Problem details: Write out the listing below in full and exactly, leaving out every picture.

Source material:
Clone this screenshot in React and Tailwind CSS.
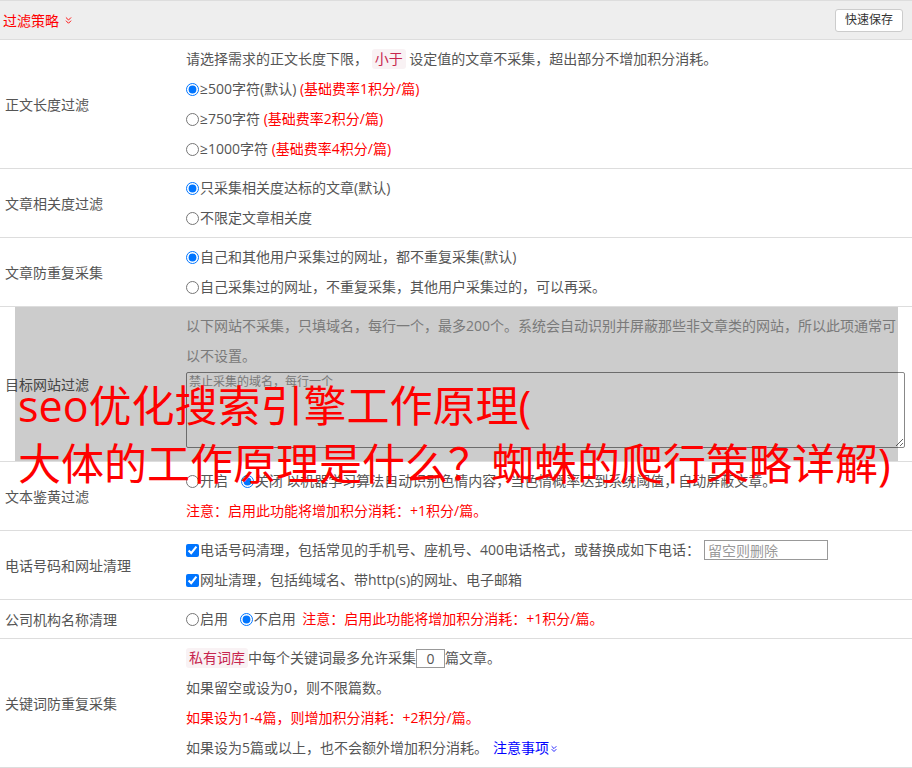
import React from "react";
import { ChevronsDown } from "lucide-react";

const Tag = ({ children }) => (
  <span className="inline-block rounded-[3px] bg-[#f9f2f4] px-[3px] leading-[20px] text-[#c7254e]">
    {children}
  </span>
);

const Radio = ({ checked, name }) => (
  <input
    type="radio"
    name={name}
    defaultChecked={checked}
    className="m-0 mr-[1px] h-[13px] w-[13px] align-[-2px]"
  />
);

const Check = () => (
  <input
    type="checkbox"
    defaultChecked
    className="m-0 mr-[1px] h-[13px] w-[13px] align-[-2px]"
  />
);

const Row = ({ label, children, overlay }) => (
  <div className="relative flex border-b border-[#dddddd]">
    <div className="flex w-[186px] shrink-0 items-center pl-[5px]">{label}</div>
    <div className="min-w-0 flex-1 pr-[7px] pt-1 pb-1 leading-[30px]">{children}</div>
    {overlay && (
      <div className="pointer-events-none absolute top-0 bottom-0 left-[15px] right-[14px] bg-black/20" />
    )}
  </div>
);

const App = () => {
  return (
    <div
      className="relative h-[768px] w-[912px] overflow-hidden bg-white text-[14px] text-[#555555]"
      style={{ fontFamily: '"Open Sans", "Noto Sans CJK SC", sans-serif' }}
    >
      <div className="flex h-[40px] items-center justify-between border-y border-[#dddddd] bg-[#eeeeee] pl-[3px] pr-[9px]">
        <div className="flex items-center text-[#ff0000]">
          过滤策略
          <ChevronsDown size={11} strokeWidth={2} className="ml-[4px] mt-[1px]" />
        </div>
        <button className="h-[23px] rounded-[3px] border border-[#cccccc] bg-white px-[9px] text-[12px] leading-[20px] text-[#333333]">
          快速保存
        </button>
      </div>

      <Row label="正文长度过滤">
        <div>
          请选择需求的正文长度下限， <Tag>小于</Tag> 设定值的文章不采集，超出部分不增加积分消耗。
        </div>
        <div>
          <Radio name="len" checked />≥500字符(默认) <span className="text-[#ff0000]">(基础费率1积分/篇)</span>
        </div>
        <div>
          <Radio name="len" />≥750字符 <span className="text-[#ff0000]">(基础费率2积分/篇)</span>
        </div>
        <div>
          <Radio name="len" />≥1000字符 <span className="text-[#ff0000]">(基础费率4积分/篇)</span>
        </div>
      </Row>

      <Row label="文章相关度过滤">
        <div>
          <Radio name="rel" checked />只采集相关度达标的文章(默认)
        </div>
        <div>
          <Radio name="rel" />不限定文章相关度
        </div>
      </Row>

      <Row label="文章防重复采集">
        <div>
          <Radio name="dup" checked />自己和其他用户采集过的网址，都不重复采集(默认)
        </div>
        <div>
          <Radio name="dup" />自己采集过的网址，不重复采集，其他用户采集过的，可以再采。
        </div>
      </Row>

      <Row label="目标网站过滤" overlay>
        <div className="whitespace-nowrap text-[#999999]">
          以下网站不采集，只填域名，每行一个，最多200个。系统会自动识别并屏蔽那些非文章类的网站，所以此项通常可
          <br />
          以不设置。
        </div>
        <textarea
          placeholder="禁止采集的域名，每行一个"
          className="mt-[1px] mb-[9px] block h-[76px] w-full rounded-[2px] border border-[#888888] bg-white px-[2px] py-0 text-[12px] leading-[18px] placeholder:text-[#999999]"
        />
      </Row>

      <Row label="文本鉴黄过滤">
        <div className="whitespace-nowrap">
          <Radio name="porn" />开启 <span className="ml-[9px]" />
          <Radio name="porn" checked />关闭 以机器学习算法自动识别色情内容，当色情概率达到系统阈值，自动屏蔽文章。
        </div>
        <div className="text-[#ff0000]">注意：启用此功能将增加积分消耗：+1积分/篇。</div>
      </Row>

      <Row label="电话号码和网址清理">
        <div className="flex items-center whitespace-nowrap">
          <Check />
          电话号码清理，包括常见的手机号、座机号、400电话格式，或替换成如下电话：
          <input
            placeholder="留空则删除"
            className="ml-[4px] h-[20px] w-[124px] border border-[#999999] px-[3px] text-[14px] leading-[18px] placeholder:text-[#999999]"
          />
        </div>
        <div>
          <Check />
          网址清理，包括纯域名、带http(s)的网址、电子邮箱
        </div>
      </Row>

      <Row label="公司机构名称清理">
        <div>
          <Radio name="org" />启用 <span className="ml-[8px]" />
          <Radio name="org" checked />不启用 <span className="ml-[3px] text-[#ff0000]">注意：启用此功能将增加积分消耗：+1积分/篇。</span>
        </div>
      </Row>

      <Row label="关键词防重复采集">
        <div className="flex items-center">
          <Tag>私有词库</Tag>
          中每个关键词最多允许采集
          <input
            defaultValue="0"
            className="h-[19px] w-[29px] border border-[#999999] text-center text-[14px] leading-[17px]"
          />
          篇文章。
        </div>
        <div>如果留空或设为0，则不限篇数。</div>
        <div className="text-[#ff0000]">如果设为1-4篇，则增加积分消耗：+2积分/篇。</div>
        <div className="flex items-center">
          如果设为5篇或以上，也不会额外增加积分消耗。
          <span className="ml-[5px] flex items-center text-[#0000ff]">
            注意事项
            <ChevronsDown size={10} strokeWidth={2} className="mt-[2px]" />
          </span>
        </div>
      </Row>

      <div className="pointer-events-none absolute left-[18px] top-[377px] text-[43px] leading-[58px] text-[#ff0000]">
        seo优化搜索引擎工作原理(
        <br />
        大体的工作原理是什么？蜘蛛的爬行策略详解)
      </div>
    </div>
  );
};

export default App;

Answer to this exercise:
Clone this screenshot in React and Tailwind CSS.
import React from "react";
import { ChevronsDown } from "lucide-react";

const Tag = ({ children }) => (
  <span className="inline-block rounded-[3px] bg-[#f9f2f4] px-[3px] leading-[20px] text-[#c7254e]">
    {children}
  </span>
);

const Radio = ({ checked, name }) => (
  <input
    type="radio"
    name={name}
    defaultChecked={checked}
    className="m-0 mr-[1px] h-[13px] w-[13px] align-[-2px]"
  />
);

const Check = () => (
  <input
    type="checkbox"
    defaultChecked
    className="m-0 mr-[1px] h-[13px] w-[13px] align-[-2px]"
  />
);

const Row = ({ label, children, overlay }) => (
  <div className="relative flex border-b border-[#dddddd]">
    <div className="flex w-[186px] shrink-0 items-center pl-[5px]">{label}</div>
    <div className="min-w-0 flex-1 pr-[7px] pt-1 pb-1 leading-[30px]">{children}</div>
    {overlay && (
      <div className="pointer-events-none absolute top-0 bottom-0 left-[15px] right-[14px] bg-black/20" />
    )}
  </div>
);

const App = () => {
  return (
    <div
      className="relative h-[768px] w-[912px] overflow-hidden bg-white text-[14px] text-[#555555]"
      style={{ fontFamily: '"Open Sans", "Noto Sans CJK SC", sans-serif' }}
    >
      <div className="flex h-[40px] items-center justify-between border-y border-[#dddddd] bg-[#eeeeee] pl-[3px] pr-[9px]">
        <div className="flex items-center text-[#ff0000]">
          过滤策略
          <ChevronsDown size={11} strokeWidth={2} className="ml-[4px] mt-[1px]" />
        </div>
        <button className="h-[23px] rounded-[3px] border border-[#cccccc] bg-white px-[9px] text-[12px] leading-[20px] text-[#333333]">
          快速保存
        </button>
      </div>

      <Row label="正文长度过滤">
        <div>
          请选择需求的正文长度下限， <Tag>小于</Tag> 设定值的文章不采集，超出部分不增加积分消耗。
        </div>
        <div>
          <Radio name="len" checked />≥500字符(默认) <span className="text-[#ff0000]">(基础费率1积分/篇)</span>
        </div>
        <div>
          <Radio name="len" />≥750字符 <span className="text-[#ff0000]">(基础费率2积分/篇)</span>
        </div>
        <div>
          <Radio name="len" />≥1000字符 <span className="text-[#ff0000]">(基础费率4积分/篇)</span>
        </div>
      </Row>

      <Row label="文章相关度过滤">
        <div>
          <Radio name="rel" checked />只采集相关度达标的文章(默认)
        </div>
        <div>
          <Radio name="rel" />不限定文章相关度
        </div>
      </Row>

      <Row label="文章防重复采集">
        <div>
          <Radio name="dup" checked />自己和其他用户采集过的网址，都不重复采集(默认)
        </div>
        <div>
          <Radio name="dup" />自己采集过的网址，不重复采集，其他用户采集过的，可以再采。
        </div>
      </Row>

      <Row label="目标网站过滤" overlay>
        <div className="whitespace-nowrap text-[#999999]">
          以下网站不采集，只填域名，每行一个，最多200个。系统会自动识别并屏蔽那些非文章类的网站，所以此项通常可
          <br />
          以不设置。
        </div>
        <textarea
          placeholder="禁止采集的域名，每行一个"
          className="mt-[1px] mb-[9px] block h-[76px] w-full rounded-[2px] border border-[#888888] bg-white px-[2px] py-0 text-[12px] leading-[18px] placeholder:text-[#999999]"
        />
      </Row>

      <Row label="文本鉴黄过滤">
        <div className="whitespace-nowrap">
          <Radio name="porn" />开启 <span className="ml-[9px]" />
          <Radio name="porn" checked />关闭 以机器学习算法自动识别色情内容，当色情概率达到系统阈值，自动屏蔽文章。
        </div>
        <div className="text-[#ff0000]">注意：启用此功能将增加积分消耗：+1积分/篇。</div>
      </Row>

      <Row label="电话号码和网址清理">
        <div className="flex items-center whitespace-nowrap">
          <Check />
          电话号码清理，包括常见的手机号、座机号、400电话格式，或替换成如下电话：
          <input
            placeholder="留空则删除"
            className="ml-[4px] h-[20px] w-[124px] border border-[#999999] px-[3px] text-[14px] leading-[18px] placeholder:text-[#999999]"
          />
        </div>
        <div>
          <Check />
          网址清理，包括纯域名、带http(s)的网址、电子邮箱
        </div>
      </Row>

      <Row label="公司机构名称清理">
        <div>
          <Radio name="org" />启用 <span className="ml-[8px]" />
          <Radio name="org" checked />不启用 <span className="ml-[3px] text-[#ff0000]">注意：启用此功能将增加积分消耗：+1积分/篇。</span>
        </div>
      </Row>

      <Row label="关键词防重复采集">
        <div className="flex items-center">
          <Tag>私有词库</Tag>
          中每个关键词最多允许采集
          <input
            defaultValue="0"
            className="h-[19px] w-[29px] border border-[#999999] text-center text-[14px] leading-[17px]"
          />
          篇文章。
        </div>
        <div>如果留空或设为0，则不限篇数。</div>
        <div className="text-[#ff0000]">如果设为1-4篇，则增加积分消耗：+2积分/篇。</div>
        <div className="flex items-center">
          如果设为5篇或以上，也不会额外增加积分消耗。
          <span className="ml-[5px] flex items-center text-[#0000ff]">
            注意事项
            <ChevronsDown size={10} strokeWidth={2} className="mt-[2px]" />
          </span>
        </div>
      </Row>

      <div className="pointer-events-none absolute left-[18px] top-[377px] text-[43px] leading-[58px] text-[#ff0000]">
        seo优化搜索引擎工作原理(
        <br />
        大体的工作原理是什么？蜘蛛的爬行策略详解)
      </div>
    </div>
  );
};

export default App;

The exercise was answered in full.